> **WHAT THE EXERCISE ASKS**: Can you find the lines of the listing that include "React" and copy every one?

# Start of SUPPLIED MATERIAL

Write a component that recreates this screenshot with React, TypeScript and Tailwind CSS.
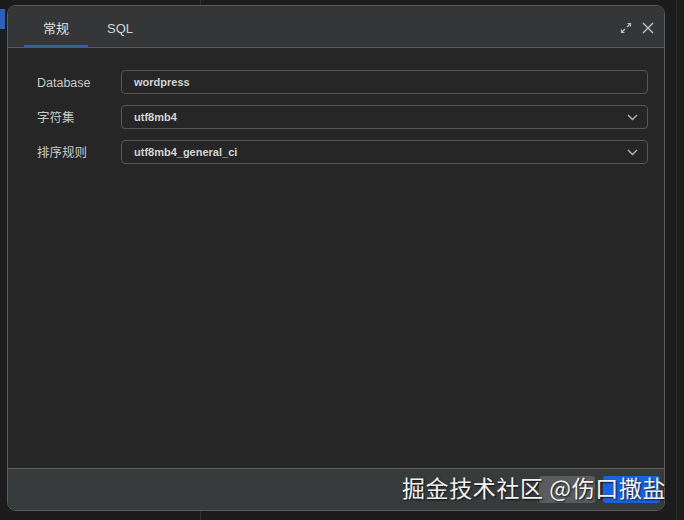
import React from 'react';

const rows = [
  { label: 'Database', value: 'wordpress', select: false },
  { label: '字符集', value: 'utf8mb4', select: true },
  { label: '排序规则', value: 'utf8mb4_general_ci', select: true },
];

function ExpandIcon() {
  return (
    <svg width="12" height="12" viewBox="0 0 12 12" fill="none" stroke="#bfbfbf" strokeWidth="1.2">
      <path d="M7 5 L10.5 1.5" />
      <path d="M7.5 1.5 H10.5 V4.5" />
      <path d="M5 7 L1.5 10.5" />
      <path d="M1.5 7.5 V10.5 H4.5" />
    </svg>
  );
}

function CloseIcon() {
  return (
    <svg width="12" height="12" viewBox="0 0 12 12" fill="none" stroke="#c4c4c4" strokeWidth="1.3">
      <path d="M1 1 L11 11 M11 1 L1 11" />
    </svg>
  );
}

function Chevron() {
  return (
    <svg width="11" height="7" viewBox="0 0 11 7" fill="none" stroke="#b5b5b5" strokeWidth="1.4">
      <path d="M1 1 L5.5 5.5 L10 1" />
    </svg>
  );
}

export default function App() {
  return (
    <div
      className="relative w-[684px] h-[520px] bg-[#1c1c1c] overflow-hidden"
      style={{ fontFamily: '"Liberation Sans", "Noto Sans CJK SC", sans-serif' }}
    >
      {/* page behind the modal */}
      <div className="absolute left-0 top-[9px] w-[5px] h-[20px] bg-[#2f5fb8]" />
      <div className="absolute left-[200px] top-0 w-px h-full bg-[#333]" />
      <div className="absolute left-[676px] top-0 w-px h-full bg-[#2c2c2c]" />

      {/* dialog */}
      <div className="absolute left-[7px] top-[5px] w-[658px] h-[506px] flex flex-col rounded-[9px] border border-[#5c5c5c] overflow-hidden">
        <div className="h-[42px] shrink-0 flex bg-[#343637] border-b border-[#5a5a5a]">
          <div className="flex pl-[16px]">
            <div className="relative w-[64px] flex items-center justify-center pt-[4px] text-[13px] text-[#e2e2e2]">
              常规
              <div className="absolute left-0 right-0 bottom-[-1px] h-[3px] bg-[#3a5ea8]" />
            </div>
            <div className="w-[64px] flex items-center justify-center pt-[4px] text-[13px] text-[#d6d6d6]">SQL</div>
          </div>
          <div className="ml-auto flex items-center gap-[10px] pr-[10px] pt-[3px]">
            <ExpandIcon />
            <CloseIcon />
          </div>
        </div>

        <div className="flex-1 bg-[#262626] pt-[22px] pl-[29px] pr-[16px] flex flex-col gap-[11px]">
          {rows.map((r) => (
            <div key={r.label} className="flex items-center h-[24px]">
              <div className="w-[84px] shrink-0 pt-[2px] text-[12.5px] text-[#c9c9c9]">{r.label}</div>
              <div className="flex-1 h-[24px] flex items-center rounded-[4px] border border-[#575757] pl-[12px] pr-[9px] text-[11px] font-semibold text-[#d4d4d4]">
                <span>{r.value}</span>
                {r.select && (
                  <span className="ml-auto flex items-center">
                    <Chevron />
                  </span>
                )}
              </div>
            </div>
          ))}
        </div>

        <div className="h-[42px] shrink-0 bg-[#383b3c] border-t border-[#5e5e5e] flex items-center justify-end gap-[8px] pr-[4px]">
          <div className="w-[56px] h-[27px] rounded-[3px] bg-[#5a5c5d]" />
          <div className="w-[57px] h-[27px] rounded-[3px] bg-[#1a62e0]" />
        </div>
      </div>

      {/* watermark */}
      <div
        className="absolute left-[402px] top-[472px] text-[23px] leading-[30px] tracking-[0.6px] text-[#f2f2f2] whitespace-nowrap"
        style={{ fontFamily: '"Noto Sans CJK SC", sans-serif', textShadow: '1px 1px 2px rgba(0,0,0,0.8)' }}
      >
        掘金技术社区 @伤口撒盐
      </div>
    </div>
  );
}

# End of SUPPLIED MATERIAL

> **RESPONSE TO THE TASK**:
Write a component that recreates this screenshot with React, TypeScript and Tailwind CSS.
import React from 'react';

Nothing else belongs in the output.